The software maker could do more than borrow to expedite the takeover. Microsoft may seek to oust Yahoo's directors should they reject the bid and offer its own slate of nominees, according to a person familiar with the matter who asked not to be identified. The deadline for nominations is March 13. Microsoft spokesman Frank Shaw declined to comment.

Microsoft's cash pile peaked at $60.6 billion in the fiscal year that ended June 30, 2004, weeks before announcing a $3-a- share onetime dividend on top of a regular dividend increase and a $30 billion four-year share repurchase plan.

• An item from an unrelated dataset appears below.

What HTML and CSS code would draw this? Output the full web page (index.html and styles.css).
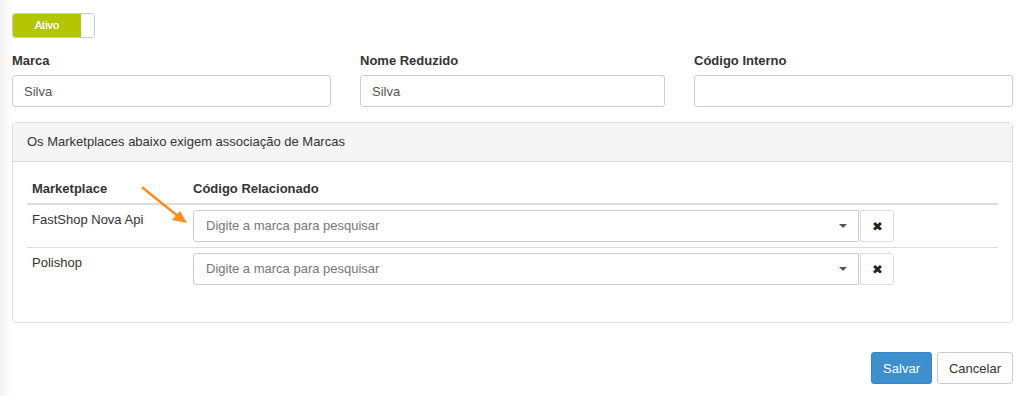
FILE: index.html
```html
<!DOCTYPE html>
<html lang="pt-BR">
<head>
    <meta charset="UTF-8">
    <meta name="viewport" content="width=device-width, initial-scale=1.0">
    <title>Marca</title>
    <link rel="stylesheet" href="styles.css">
</head>
<body>
    <div class="page">
        <div class="switch">
            <span class="switch-on">Ativo</span>
            <span class="switch-off"></span>
        </div>

        <div class="fields">
            <div class="field">
                <label>Marca</label>
                <input type="text" value="Silva">
            </div>
            <div class="field">
                <label>Nome Reduzido</label>
                <input type="text" value="Silva">
            </div>
            <div class="field">
                <label>Código Interno</label>
                <input type="text" value="">
            </div>
        </div>

        <div class="panel">
            <div class="panel-heading">Os Marketplaces abaixo exigem associação de Marcas</div>
            <div class="panel-body">
                <table class="grid">
                    <thead>
                        <tr>
                            <th class="col-mp">Marketplace</th>
                            <th>Código Relacionado</th>
                        </tr>
                    </thead>
                    <tbody>
                        <tr>
                            <td class="col-mp">FastShop Nova Api</td>
                            <td>
                                <div class="picker">
                                    <div class="combo">
                                        <span class="placeholder">Digite a marca para pesquisar</span>
                                        <span class="caret"></span>
                                    </div>
                                    <button type="button" class="clear">&#10006;</button>
                                </div>
                            </td>
                        </tr>
                        <tr>
                            <td class="col-mp">Polishop</td>
                            <td>
                                <div class="picker">
                                    <div class="combo">
                                        <span class="placeholder">Digite a marca para pesquisar</span>
                                        <span class="caret"></span>
                                    </div>
                                    <button type="button" class="clear">&#10006;</button>
                                </div>
                            </td>
                        </tr>
                    </tbody>
                </table>
            </div>
        </div>

        <div class="actions">
            <button type="button" class="btn btn-primary">Salvar</button>
            <button type="button" class="btn">Cancelar</button>
        </div>

        <svg class="pointer" width="60" height="50" viewBox="0 0 60 50">
            <line x1="3" y1="3" x2="39" y2="32" stroke="#f7901e" stroke-width="2.6" stroke-linecap="round"/>
            <polygon points="47,38 32,35 40,26" fill="#f7901e"/>
        </svg>
    </div>
</body>
</html>
```

FILE: styles.css
```css
body
{
    margin: 0;
    font-family: "Liberation Sans", Arial, sans-serif;
    font-size: 13px;
    color: #333;
    background: linear-gradient(to right, #f3f3f3, #ffffff 12px);
}
.page
{
    position: relative;
    width: 1001px;
    padding: 13px 11px 0 12px;
}
.switch
{
    display: flex;
    width: 83px;
    height: 25px;
    border: 1px solid #ccc;
    border-radius: 3px;
    box-sizing: border-box;
    overflow: hidden;
    margin-bottom: 14px;
}
.switch-on
{
    width: 68px;
    background: #b4c502;
    color: white;
    font-size: 11px;
    line-height: 23px;
    text-align: center;
    text-shadow: 0 0 0.4px white;
}
.switch-off
{
    flex: 1;
    background: white;
}
.fields
{
    display: grid;
    grid-template-columns: 319px 305px 319px;
    column-gap: 29px;
}
.field label
{
    display: block;
    font-weight: bold;
    line-height: 18px;
    margin-bottom: 5px;
}
.field input
{
    width: 100%;
    height: 32px;
    box-sizing: border-box;
    border: 1px solid #ccc;
    border-radius: 3px;
    padding: 0 11px;
    font-family: inherit;
    font-size: 13px;
    color: #555;
}
.panel
{
    margin-top: 15px;
    border: 1px solid #ddd;
    border-radius: 4px;
}
.panel-heading
{
    background: #f5f5f5;
    border-bottom: 1px solid #ddd;
    padding: 10px 14px;
    line-height: 18px;
    color: #333;
}
.panel-body
{
    padding: 15px 14px;
}
.grid
{
    width: 100%;
    border-collapse: collapse;
    margin-bottom: 17px;
}
.grid th
{
    text-align: left;
    font-weight: bold;
    line-height: 18px;
    padding: 3px 5px 5px;
    border-bottom: 2px solid #ddd;
}
.grid td
{
    vertical-align: top;
    line-height: 20px;
    padding: 5px;
}
.grid tbody tr:first-child td
{
    border-bottom: 1px solid #ddd;
}
.col-mp
{
    width: 151px;
}
.picker
{
    display: flex;
    gap: 1px;
}
.combo
{
    width: 666px;
    height: 32px;
    box-sizing: border-box;
    border: 1px solid #ccc;
    border-radius: 3px 0 0 3px;
    display: flex;
    align-items: center;
    justify-content: space-between;
    padding: 0 11px 0 12px;
}
.placeholder
{
    color: #777;
}
.caret
{
    width: 0;
    height: 0;
    border-left: 4px solid transparent;
    border-right: 4px solid transparent;
    border-top: 4px solid #555;
}
.clear
{
    width: 34px;
    height: 32px;
    border: 1px solid #ddd;
    border-radius: 0 3px 3px 0;
    background: white;
    color: #222;
    font-size: 13px;
    padding: 0;
    cursor: pointer;
}
.actions
{
    display: flex;
    justify-content: flex-end;
    gap: 5px;
    margin-top: 29px;
}
.btn
{
    height: 32px;
    padding: 0 11px;
    border: 1px solid #ccc;
    border-radius: 3px;
    background: white;
    color: #333;
    font-family: inherit;
    font-size: 13px;
    cursor: pointer;
}
.btn-primary
{
    background: #3d8fce;
    border-color: #3585c2;
    color: white;
}
.pointer
{
    position: absolute;
    left: 140px;
    top: 185px;
}
```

By May 2006, with the $30 billion buyback allotment almost finished and almost $35 billion in cash still on the books, some shareholders demanded a buyback of $60 billion or more to be funded buy cash and debt.

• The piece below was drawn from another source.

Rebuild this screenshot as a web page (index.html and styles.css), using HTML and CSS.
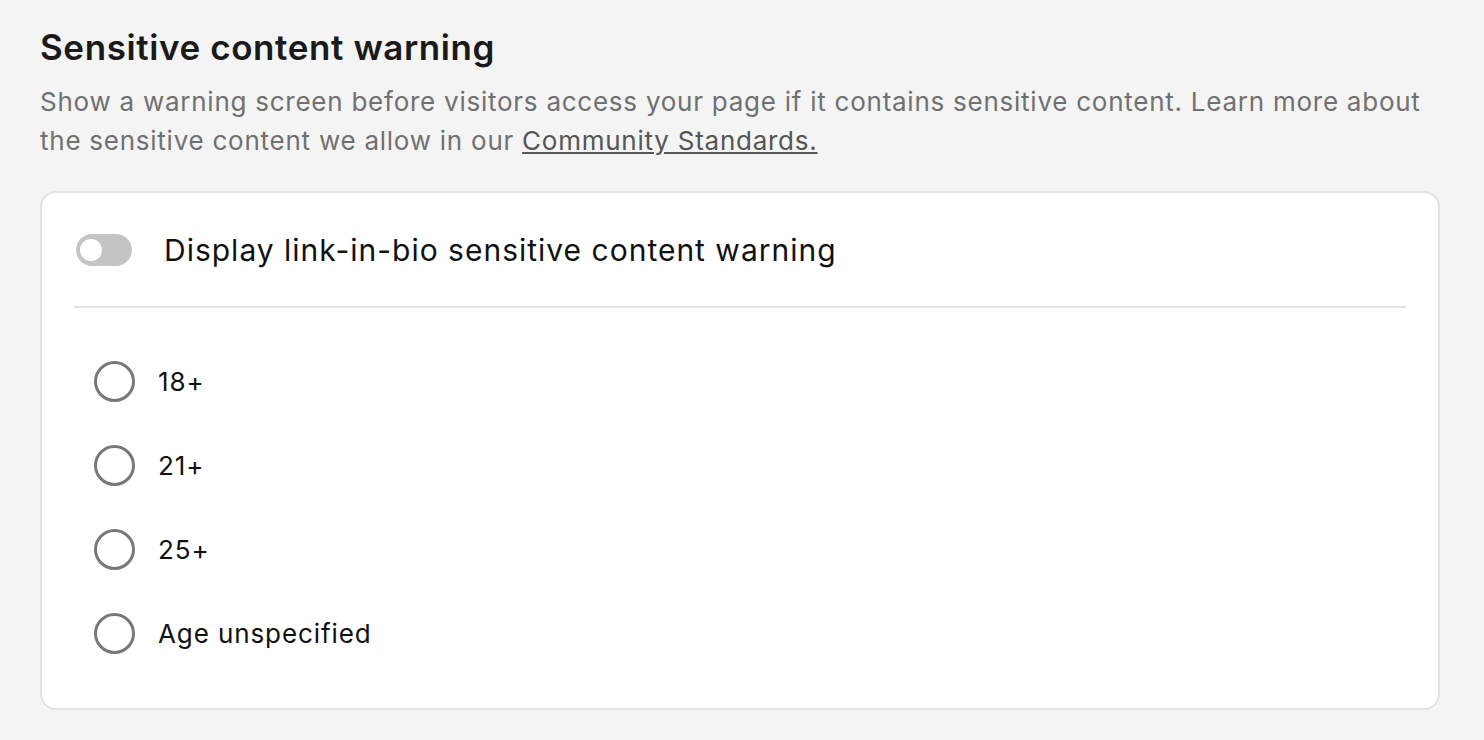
FILE: index.html
```html
<!DOCTYPE html>
<html lang="en">
<head>
    <meta charset="UTF-8">
    <title>Sensitive content warning</title>
    <link rel="stylesheet" href="styles.css">
</head>
<body>
<div class="section">
    <h1 class="title">Sensitive content warning</h1>
    <p class="desc">Show a warning screen before visitors access your page if it contains sensitive content. Learn more about the sensitive content we allow in our <a href="javascript:;">Community Standards.</a></p>
    <div class="card">
        <div class="card-head">
            <span class="toggle"><span class="knob"></span></span>
            <span class="toggle-label">Display link-in-bio sensitive content warning</span>
        </div>
        <ul class="options">
            <li><span class="radio"></span><span class="opt-label">18+</span></li>
            <li><span class="radio"></span><span class="opt-label">21+</span></li>
            <li><span class="radio"></span><span class="opt-label">25+</span></li>
            <li><span class="radio"></span><span class="opt-label">Age unspecified</span></li>
        </ul>
    </div>
</div>
</body>
</html>
```

FILE: styles.css
```css
*{
    margin:0;
    padding:0;
    list-style: none;
    box-sizing: border-box;
}
html,body{
    height: 100%;
    overflow: hidden;
}
body{
    background: #f4f4f4;
    font-family: Inter, "Noto Sans", sans-serif;
    color: #111;
}
.section{
    padding: 26px 44px 0 40px;
}
.title{
    font-size: 35px;
    font-weight: 600;
    line-height: 42px;
    letter-spacing: 0.6px;
    color: #1a1a1a;
}
.desc{
    margin-top: 14px;
    font-size: 26px;
    line-height: 39px;
    letter-spacing: 0.75px;
    color: #707070;
}
.desc a{
    color: #555;
    text-decoration: underline;
}
.card{
    margin-top: 31px;
    width: 1400px;
    background: #fff;
    border: 2px solid #e2e2e2;
    border-radius: 16px;
    padding: 0 32px 33px;
}
.card-head{
    display: flex;
    align-items: center;
    height: 115px;
    border-bottom: 2px solid #e2e2e2;
    padding-left: 2px;
}
.toggle{
    width: 56px;
    height: 32px;
    border-radius: 16px;
    background: #c4c4c4;
    display: flex;
    align-items: center;
    padding-left: 4px;
}
.knob{
    width: 22px;
    height: 22px;
    border-radius: 50%;
    background: #fff;
}
.toggle-label{
    margin-left: 32px;
    font-size: 30px;
    letter-spacing: 1px;
    color: #111;
}
.options{
    padding-top: 31px;
}
.options li{
    display: flex;
    align-items: center;
    height: 84px;
    padding-left: 20px;
}
.radio{
    width: 41px;
    height: 41px;
    border: 3px solid #787878;
    border-radius: 50%;
}
.opt-label{
    margin-left: 23px;
    font-size: 26px;
    letter-spacing: 0.9px;
    color: #111;
}
```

That July, Microsoft announced a $20 billion regular repurchase program over five years combined with a onetime $20 billion tender offer for its shares. The tender offer was undersubscribed, so Microsoft boosted the regular buyback.

AA Rating

Bonds offered by Microsoft will likely be rated in the AA range, or within three levels of U.S. government debt, according to Wilmer Stith, who manages about $3 billion of fixed-income assets at MTB Investment Advisors in Baltimore.

``It's a new name, it's not in finance,'' said Stith, who may consider buying the debt. ``It should be met with good demand.''

Even with high ratings, Microsoft will still probably have to a pay new-issue concession like other borrowers right now because of ``skittishness'' in credit markets, Stith said.

AA-rated bonds pay an average yield of 4.89 percent, or about the lowest since September 2005, according to Merrill Lynch & Co. index data. That's 1.85 percentage points more than U.S. Treasury securities of similar maturity, which is more than triple the spread a year ago.

Credit-Default Swaps

Credit-default swap prices indicate that speculation started heating up last week that Microsoft would sell debt. On Feb. 1, CMA Datavision, a London-based credit-default swap pricing service, published its first Microsoft default swap price in more than a year.

The contracts rose to 15 basis points today, from 7.5 basis points on Feb. 1, according to CMA. An increase in the contracts, which investors use to speculate on a company's ability to repay its debt or to hedge against losses, signals investors see credit risk rising.

Microsoft is one of 27 members of the Standard & Poor's 500 Index with no bond debt of its own, according to Bloomberg data. More than half of the 27 are technology companies, including Google, Apple Inc. and Texas Instruments Inc.

Oracle Corp., the world's third-biggest software maker, raised $3.5 billion in January 2006 in its first sale of corporate bonds in nine years. A month later, Cisco Systems Inc., the biggest maker of network equipment, sold $6.5 billion of debt in its inaugural offering.

`Integrated Path'

Yahoo's directors haven't responded to the takeover offer.

``We trust the Yahoo board and the Yahoo shareholders will join with us quickly in deciding to move down an integrated path,'' Microsoft Chief Executive Officer Steve Ballmer said at today's conference.

Liddell said the offer strikes a balance between attracting Yahoo stockholders and allowing Microsoft to increase value for its own investors.

``We think it's in our interest, in Yahoo's interest to resolve their future as quickly as possible,'' he said. ``Our thinking in striking what we consider to be an attractive price was to make it as attractive as possible to move quickly.''

Microsoft took on $80 million in debt from AQuantive Inc. when it bought the Internet advertising company for $6 billion in August. Both the AQuantive acquisition and the proposed takeover of Sunnyvale, California-based Yahoo are part of Microsoft's effort to compete with Google in the $40 billion-a-year market for Internet search services and advertising.

Separately, Microsoft said it completed a package of fixes to its Windows Vista PC operating system. Many corporations wait to adopt new operating systems until the release of what's called Service Pack 1, Ballmer told analysts. Microsoft also finished work on its new Windows system for running server computers.